What is expected: Copy each line below that contains "TypeScript".

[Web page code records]
========

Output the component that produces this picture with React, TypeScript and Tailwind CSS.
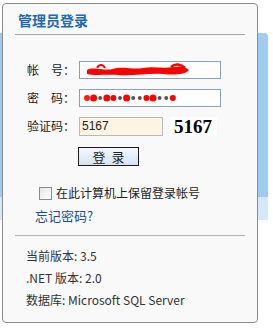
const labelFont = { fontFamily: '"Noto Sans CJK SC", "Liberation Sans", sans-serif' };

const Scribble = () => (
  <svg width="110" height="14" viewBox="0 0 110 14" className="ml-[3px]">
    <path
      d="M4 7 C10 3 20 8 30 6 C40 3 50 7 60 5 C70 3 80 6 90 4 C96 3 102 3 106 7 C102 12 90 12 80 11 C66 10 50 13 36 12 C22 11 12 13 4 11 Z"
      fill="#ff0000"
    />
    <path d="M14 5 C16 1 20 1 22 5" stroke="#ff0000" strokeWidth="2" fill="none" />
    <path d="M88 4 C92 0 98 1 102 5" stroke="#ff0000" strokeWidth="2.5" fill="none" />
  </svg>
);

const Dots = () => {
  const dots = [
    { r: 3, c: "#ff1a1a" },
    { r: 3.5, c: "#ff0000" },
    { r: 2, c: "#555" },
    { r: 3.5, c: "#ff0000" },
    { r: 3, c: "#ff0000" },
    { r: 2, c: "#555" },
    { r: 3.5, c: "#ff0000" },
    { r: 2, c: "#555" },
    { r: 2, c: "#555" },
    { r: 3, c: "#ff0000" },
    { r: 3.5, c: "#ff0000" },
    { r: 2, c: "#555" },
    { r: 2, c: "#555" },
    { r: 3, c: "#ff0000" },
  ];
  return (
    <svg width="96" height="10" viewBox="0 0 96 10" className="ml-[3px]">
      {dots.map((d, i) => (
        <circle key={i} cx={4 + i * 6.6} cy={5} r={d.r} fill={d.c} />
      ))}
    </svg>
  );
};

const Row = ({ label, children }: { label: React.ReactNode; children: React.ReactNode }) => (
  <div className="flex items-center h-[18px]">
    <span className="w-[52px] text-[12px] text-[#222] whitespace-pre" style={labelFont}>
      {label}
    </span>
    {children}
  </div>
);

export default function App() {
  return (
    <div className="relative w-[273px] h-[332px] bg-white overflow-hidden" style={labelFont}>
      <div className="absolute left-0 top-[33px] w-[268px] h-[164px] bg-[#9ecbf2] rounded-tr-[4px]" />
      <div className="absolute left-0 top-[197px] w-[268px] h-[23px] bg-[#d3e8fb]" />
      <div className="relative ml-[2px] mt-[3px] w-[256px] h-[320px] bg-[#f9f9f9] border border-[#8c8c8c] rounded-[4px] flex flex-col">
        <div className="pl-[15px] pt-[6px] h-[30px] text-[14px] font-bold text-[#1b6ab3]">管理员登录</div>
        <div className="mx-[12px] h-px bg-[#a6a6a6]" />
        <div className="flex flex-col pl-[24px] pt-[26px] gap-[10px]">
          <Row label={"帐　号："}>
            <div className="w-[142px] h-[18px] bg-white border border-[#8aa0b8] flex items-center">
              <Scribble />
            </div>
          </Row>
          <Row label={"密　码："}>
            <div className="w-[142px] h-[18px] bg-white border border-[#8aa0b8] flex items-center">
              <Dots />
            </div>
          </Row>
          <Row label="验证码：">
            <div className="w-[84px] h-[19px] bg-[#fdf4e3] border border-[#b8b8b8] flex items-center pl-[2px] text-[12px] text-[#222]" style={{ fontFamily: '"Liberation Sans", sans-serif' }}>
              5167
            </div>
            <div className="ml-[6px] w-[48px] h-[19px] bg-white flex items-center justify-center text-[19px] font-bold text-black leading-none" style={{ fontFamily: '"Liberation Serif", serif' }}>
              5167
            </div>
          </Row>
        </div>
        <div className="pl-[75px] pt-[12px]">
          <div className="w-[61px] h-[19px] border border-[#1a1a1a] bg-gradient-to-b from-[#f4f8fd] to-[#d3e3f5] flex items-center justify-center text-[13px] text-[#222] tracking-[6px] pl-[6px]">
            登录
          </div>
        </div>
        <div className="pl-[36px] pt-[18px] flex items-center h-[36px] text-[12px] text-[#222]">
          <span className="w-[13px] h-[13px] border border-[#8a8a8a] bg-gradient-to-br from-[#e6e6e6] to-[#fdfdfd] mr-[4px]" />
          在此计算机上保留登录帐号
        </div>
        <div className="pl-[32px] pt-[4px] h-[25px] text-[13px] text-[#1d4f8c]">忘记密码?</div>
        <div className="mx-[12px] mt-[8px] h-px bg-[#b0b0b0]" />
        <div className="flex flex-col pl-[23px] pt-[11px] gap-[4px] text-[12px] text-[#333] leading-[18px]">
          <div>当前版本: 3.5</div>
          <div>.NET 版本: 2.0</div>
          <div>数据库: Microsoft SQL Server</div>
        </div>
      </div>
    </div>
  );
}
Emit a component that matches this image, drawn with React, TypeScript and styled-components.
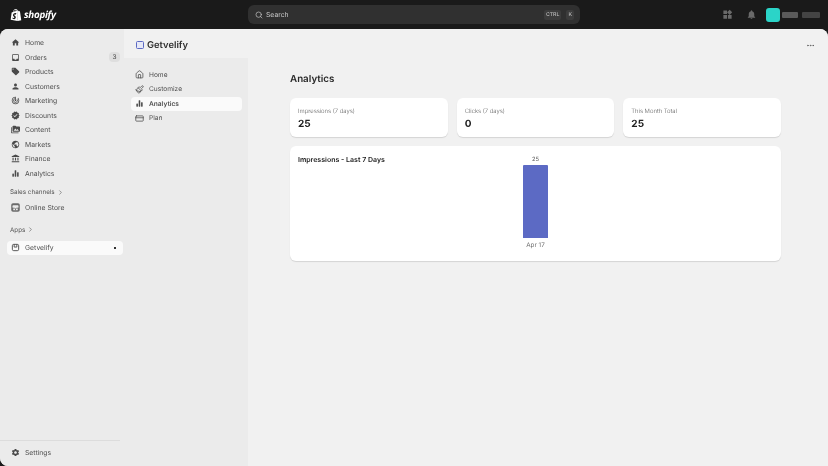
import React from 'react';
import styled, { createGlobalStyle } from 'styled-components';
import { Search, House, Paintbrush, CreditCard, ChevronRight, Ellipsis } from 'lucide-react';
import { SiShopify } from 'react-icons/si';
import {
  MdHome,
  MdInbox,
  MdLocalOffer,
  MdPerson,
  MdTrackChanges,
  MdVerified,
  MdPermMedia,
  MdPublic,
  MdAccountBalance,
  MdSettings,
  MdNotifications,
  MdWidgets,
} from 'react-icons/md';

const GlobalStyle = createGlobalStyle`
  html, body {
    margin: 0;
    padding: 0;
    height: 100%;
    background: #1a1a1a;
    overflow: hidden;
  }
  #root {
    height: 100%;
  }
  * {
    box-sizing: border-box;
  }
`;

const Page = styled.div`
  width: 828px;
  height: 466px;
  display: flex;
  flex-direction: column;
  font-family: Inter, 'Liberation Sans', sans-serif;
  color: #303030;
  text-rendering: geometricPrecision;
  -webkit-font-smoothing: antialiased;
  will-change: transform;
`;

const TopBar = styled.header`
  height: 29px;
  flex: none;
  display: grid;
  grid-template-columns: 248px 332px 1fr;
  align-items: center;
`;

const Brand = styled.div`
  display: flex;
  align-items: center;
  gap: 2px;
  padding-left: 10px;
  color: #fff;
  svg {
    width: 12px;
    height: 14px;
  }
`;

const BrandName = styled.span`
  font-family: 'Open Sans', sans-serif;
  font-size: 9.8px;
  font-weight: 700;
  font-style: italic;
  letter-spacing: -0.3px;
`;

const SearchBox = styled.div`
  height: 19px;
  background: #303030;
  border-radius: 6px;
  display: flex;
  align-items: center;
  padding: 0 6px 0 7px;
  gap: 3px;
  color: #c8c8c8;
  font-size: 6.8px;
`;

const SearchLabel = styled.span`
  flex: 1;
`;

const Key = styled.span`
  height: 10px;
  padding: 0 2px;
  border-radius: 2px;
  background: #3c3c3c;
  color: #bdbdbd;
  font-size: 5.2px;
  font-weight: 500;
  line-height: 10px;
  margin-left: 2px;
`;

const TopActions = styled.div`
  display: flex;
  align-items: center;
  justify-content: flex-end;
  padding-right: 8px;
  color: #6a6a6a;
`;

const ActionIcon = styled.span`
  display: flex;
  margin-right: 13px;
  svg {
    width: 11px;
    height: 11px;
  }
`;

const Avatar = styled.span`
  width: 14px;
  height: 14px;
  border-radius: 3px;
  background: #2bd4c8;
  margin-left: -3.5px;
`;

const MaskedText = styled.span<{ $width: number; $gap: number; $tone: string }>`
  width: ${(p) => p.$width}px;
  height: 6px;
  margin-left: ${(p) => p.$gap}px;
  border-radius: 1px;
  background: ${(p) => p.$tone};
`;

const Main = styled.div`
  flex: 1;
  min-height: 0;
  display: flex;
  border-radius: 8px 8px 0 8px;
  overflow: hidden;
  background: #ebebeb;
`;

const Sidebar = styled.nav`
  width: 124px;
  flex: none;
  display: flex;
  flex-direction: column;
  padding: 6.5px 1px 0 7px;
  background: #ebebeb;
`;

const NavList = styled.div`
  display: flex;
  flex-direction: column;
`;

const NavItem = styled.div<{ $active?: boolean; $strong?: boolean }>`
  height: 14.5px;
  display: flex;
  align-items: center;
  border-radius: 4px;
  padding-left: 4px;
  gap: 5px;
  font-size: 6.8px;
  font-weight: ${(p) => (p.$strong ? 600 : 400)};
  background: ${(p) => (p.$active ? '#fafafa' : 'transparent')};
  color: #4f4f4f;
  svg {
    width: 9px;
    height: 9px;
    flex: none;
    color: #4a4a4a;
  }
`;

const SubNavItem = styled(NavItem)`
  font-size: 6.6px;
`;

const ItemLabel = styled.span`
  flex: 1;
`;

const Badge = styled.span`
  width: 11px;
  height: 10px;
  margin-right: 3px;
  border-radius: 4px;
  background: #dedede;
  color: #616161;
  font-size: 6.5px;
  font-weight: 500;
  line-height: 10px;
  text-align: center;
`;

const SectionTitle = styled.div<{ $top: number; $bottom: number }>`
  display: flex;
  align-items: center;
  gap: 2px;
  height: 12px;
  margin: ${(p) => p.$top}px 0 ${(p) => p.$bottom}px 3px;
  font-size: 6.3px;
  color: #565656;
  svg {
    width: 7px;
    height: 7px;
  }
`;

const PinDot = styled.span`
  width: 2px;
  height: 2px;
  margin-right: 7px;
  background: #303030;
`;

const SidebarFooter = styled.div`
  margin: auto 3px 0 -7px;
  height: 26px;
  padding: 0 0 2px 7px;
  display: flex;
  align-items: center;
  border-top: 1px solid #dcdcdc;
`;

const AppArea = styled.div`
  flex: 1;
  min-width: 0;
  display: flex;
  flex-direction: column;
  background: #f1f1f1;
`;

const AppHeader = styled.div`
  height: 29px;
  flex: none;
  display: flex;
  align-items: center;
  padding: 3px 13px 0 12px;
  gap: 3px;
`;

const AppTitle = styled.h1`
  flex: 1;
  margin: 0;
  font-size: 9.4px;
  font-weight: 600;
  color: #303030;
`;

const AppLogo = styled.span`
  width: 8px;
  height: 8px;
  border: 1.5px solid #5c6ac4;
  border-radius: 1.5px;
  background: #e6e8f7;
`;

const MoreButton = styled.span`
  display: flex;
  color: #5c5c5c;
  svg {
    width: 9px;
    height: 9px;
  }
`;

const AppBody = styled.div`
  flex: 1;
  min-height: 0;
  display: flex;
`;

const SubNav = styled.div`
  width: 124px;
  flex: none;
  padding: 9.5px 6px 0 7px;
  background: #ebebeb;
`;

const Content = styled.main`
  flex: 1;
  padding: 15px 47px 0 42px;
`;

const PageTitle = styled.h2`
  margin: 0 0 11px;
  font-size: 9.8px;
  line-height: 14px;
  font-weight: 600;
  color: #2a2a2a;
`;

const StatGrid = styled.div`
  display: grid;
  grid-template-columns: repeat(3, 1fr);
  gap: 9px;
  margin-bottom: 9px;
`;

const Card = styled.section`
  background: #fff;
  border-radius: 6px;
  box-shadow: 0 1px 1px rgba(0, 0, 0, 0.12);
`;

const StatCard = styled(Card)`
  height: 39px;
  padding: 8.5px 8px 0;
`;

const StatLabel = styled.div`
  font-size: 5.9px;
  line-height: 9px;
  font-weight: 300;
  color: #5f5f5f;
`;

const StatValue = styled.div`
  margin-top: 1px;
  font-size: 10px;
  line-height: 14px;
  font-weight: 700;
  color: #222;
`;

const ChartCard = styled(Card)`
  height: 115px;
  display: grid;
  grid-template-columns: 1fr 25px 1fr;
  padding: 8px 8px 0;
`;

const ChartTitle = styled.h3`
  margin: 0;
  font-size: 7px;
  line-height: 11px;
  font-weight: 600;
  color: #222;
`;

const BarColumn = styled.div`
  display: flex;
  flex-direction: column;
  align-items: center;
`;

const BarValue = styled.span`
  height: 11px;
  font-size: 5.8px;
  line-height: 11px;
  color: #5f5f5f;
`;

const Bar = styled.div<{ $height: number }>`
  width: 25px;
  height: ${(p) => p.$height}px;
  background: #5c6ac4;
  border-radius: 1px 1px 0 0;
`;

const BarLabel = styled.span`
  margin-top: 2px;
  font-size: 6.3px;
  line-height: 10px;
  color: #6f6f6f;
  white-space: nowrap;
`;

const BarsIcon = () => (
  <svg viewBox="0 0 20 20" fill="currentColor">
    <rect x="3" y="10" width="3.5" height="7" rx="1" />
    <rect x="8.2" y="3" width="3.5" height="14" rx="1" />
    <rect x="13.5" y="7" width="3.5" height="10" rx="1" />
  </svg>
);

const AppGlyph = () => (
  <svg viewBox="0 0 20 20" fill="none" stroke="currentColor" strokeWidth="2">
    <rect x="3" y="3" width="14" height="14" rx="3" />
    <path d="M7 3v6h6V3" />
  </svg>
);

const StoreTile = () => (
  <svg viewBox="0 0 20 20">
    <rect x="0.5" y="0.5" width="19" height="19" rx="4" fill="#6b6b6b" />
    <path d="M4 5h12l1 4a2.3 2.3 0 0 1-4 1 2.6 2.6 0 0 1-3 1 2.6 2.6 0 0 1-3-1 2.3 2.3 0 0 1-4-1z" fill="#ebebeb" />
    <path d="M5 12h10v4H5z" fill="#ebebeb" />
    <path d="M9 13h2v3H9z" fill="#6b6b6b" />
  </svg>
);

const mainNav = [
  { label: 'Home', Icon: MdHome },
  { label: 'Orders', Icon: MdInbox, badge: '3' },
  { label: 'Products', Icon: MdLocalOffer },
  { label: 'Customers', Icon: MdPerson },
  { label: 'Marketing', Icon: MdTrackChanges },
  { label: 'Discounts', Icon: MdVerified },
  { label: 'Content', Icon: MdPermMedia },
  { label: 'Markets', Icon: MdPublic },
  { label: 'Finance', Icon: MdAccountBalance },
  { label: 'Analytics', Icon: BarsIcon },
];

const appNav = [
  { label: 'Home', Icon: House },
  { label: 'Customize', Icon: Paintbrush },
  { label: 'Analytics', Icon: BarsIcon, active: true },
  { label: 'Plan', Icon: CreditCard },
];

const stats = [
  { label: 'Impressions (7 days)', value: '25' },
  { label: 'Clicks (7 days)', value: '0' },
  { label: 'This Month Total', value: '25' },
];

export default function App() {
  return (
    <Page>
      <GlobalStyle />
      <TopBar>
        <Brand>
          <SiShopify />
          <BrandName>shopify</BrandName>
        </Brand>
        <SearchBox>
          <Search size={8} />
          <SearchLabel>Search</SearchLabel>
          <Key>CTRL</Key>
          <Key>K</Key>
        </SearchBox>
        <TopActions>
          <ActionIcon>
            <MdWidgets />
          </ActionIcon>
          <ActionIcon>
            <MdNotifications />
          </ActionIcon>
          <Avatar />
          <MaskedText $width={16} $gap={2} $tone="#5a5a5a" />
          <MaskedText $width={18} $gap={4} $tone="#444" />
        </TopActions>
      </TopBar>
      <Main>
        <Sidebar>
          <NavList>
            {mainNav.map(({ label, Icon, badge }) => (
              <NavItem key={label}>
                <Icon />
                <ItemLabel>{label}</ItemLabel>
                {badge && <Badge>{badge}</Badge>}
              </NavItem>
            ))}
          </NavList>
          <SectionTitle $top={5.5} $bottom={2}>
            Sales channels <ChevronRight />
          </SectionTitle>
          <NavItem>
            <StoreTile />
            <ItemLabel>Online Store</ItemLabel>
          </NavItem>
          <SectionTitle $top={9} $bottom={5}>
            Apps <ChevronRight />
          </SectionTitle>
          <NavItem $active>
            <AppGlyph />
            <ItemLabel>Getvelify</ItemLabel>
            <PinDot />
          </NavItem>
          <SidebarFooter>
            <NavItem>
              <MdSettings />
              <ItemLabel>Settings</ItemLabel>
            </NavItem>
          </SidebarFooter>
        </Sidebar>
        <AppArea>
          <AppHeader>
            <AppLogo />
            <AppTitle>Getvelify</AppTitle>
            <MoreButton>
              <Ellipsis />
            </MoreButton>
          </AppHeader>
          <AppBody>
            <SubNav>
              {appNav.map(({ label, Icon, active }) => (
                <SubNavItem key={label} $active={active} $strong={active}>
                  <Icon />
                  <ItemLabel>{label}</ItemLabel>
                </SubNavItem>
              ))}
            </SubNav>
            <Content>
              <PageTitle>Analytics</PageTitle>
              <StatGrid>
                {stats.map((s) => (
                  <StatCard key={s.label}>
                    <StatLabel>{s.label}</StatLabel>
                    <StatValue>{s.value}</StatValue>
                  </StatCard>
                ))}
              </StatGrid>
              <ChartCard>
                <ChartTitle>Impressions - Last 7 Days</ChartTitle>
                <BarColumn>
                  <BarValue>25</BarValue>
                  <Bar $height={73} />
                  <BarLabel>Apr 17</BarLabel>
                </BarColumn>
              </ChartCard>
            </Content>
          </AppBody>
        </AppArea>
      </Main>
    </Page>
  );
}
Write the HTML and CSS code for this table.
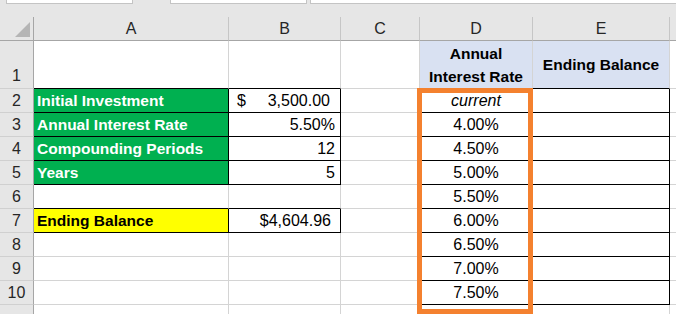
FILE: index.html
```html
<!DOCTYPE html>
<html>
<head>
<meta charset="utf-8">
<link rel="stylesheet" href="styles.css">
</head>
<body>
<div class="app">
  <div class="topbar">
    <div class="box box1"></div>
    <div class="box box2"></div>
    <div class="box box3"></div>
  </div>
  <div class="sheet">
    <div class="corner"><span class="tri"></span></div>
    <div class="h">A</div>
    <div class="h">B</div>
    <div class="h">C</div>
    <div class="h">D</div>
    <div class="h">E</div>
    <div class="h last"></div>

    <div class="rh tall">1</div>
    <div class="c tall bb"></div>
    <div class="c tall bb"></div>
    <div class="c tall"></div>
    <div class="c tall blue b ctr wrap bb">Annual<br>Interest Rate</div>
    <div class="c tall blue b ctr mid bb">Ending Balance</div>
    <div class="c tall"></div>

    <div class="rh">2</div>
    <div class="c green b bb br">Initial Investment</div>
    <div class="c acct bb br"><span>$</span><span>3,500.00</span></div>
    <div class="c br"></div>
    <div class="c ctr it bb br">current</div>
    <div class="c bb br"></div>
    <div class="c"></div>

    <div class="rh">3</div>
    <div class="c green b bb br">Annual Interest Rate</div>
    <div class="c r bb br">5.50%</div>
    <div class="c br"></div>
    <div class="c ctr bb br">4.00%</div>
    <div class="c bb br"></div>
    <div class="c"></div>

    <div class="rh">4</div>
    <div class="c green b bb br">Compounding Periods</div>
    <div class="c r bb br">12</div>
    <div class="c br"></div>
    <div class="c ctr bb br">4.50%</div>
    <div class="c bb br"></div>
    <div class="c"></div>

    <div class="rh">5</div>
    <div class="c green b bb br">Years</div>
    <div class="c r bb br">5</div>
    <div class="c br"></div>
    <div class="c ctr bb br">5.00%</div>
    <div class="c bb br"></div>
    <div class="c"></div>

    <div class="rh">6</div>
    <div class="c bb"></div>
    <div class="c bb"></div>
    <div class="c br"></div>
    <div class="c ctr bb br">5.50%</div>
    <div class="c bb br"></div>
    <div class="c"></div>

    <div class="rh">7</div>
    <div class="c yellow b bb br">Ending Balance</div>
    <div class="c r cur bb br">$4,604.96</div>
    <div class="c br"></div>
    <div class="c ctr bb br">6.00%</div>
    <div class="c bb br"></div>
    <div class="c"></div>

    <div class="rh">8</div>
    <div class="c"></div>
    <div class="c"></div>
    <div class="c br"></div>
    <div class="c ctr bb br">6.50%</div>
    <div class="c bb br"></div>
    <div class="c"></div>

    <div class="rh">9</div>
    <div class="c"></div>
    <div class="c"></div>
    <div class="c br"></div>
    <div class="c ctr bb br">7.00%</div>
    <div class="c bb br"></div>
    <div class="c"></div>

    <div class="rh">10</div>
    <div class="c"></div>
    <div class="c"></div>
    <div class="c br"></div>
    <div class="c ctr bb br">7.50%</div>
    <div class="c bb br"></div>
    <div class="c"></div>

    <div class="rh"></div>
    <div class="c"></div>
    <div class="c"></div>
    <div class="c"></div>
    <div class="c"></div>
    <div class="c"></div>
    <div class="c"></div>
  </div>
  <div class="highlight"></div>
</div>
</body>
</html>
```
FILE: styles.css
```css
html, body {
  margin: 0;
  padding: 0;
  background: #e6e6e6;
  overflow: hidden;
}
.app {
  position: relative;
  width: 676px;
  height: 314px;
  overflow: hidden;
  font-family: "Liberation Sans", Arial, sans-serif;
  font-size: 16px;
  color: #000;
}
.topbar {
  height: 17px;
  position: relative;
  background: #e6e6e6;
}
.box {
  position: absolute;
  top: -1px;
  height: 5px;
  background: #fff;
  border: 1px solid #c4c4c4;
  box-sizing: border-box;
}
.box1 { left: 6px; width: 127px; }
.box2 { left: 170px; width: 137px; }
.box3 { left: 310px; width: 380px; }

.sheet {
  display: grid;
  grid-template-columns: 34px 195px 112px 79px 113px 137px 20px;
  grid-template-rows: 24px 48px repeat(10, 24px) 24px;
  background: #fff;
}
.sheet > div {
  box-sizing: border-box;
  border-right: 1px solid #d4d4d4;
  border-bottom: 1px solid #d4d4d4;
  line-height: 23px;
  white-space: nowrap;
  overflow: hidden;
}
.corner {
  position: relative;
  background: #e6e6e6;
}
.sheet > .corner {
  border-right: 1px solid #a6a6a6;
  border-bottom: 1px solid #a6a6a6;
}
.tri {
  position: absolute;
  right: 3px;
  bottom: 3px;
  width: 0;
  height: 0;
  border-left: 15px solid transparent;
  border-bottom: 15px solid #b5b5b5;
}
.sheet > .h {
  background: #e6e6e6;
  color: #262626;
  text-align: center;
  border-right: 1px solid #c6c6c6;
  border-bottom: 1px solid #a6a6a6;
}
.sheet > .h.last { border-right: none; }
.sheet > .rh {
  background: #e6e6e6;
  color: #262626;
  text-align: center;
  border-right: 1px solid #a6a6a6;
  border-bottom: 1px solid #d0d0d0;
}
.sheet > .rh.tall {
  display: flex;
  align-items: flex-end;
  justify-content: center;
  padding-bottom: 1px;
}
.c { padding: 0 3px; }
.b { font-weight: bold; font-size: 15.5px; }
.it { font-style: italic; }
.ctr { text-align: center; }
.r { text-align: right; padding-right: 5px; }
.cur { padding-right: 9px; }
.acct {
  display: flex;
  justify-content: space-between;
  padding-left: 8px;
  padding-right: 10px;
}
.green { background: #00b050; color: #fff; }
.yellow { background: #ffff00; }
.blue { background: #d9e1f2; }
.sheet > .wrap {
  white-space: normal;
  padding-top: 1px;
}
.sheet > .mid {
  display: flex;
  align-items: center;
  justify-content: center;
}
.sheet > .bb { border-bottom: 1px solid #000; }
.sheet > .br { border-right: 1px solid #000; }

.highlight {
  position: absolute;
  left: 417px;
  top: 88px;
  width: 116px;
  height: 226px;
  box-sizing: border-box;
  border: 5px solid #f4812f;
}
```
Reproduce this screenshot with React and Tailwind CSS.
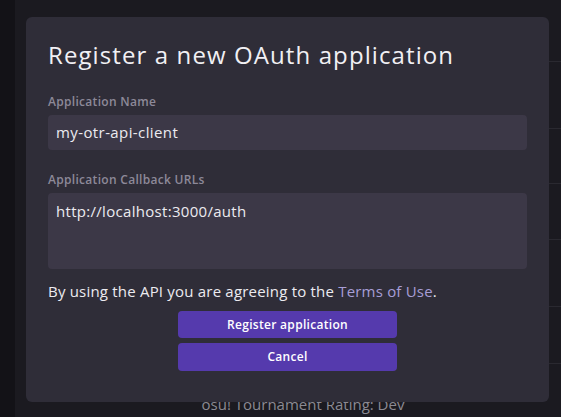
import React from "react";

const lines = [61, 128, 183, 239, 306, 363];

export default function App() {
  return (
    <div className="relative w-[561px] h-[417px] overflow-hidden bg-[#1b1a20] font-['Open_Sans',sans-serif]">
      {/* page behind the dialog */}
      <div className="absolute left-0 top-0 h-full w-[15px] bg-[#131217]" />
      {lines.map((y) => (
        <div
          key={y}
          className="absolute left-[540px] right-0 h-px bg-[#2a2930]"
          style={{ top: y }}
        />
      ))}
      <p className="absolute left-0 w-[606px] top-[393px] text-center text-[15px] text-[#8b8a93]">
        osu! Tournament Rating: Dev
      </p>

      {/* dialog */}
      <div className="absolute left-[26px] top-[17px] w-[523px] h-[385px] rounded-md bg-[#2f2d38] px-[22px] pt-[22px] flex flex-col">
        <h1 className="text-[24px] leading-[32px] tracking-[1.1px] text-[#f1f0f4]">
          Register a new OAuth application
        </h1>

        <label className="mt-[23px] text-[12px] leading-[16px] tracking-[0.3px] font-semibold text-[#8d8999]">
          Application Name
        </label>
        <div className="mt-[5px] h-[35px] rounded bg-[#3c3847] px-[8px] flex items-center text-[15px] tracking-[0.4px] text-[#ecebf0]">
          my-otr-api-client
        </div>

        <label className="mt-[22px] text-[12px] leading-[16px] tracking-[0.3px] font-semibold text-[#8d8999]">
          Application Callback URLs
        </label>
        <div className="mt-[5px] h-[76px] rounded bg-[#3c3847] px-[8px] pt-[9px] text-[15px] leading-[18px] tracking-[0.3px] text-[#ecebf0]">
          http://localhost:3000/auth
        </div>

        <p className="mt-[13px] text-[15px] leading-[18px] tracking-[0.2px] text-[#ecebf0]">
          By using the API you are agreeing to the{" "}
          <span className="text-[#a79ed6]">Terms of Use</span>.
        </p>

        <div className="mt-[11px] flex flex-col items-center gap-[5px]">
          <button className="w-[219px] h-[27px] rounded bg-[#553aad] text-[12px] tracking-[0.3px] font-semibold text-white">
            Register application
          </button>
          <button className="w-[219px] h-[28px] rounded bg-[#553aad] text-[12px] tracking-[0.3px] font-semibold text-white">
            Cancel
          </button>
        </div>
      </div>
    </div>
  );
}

========

Full answer:
Output the component that produces this picture with React, TypeScript and Tailwind CSS.
Emit a component that matches this image, drawn with React, TypeScript and styled-components.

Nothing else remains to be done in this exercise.